§ **Work instructions**:
In the material below, identify each line bearing the word "React". Reproduce those lines.

§ **Information supplied**:

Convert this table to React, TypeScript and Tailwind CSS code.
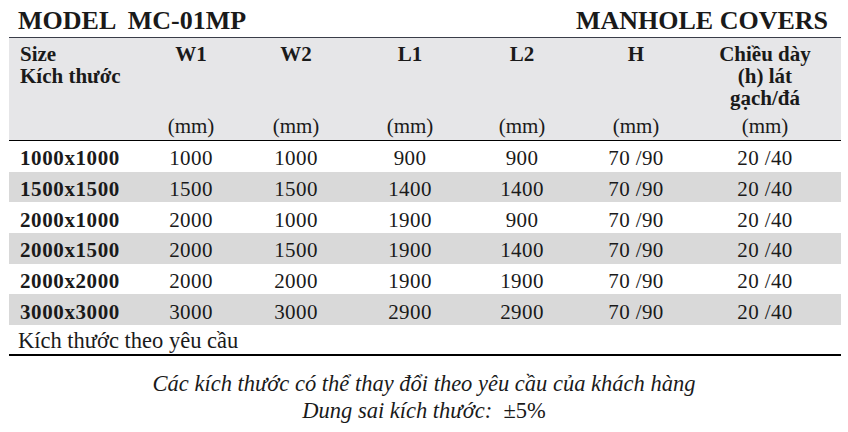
import React from "react";

const rows = [
  ["1000x1000", "1000", "1000", "900", "900", "70 /90", "20 /40"],
  ["1500x1500", "1500", "1500", "1400", "1400", "70 /90", "20 /40"],
  ["2000x1000", "2000", "1000", "1900", "900", "70 /90", "20 /40"],
  ["2000x1500", "2000", "1500", "1900", "1400", "70 /90", "20 /40"],
  ["2000x2000", "2000", "2000", "1900", "1900", "70 /90", "20 /40"],
  ["3000x3000", "3000", "3000", "2900", "2900", "70 /90", "20 /40"],
];

const grid = "grid grid-cols-[131px_102px_108px_120px_104px_124px_1fr]";

export default function App() {
  return (
    <div
      className="w-[848px] h-[432px] bg-white text-[#1a1a1a] overflow-hidden"
      style={{ fontFamily: "'Liberation Serif', 'Times New Roman', serif" }}
    >
      {/* title bar */}
      <div className="flex justify-between items-end h-[37px] pl-[18px] pr-[20px] pb-[3px] font-bold text-[26px] leading-none">
        <span className="whitespace-pre">MODEL  MC-01MP</span>
        <span>MANHOLE COVERS</span>
      </div>

      <div className="mx-[9px] w-[832px]">
        {/* header */}
        <div className={`${grid} h-[104px] bg-[#e6e6e8] border-t border-[#3a3d48] border-b border-b-black text-[21px] leading-[22px]`}>
          <div className="pl-[11px] pt-[5px] font-bold">
            <div>Size</div>
            <div>Kích thước</div>
          </div>
          {["W1", "W2", "L1", "L2", "H"].map((h) => (
            <div key={h} className="flex flex-col justify-between items-center pt-[5px] pb-[3px]">
              <span className="font-bold">{h}</span>
              <span>(mm)</span>
            </div>
          ))}
          <div className="flex flex-col justify-between items-center pt-[5px] pb-[3px] pr-[9px]">
            <span className="font-bold text-center leading-[22px]">
              Chiều dày
              <br />
              (h) lát
              <br />
              gạch/đá
            </span>
            <span>(mm)</span>
          </div>
        </div>

        {/* rows */}
        {rows.map((r, i) => (
          <div
            key={r[0]}
            className={`${grid} h-[30.7px] items-center pt-[5px] text-[21px] leading-none ${i % 2 === 1 ? "bg-[#d9d9d9]" : ""}`}
          >
            <div className="pl-[11px] font-bold tracking-[0.6px]">{r[0]}</div>
            {r.slice(1, 6).map((c, j) => (
              <div key={j} className="text-center tracking-[0.4px]">{c}</div>
            ))}
            <div className="text-center tracking-[0.4px] pr-[9px]">{r[6]}</div>
          </div>
        ))}

        <div className="h-[31px] border-b-2 border-black pl-[9px] pt-[5px] text-[22.5px] leading-none">
          Kích thước theo yêu cầu
        </div>
      </div>

      {/* notes */}
      <div className="flex flex-col items-center pt-[14px] italic text-[22.5px] leading-[27px]">
        <span>Các kích thước có thể thay đổi theo yêu cầu của khách hàng</span>
        <span>
          Dung sai kích thước:&nbsp; <span className="not-italic">±5%</span>
        </span>
      </div>
    </div>
  );
}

§ **Answer to the task**:
Convert this table to React, TypeScript and Tailwind CSS code.
import React from "react";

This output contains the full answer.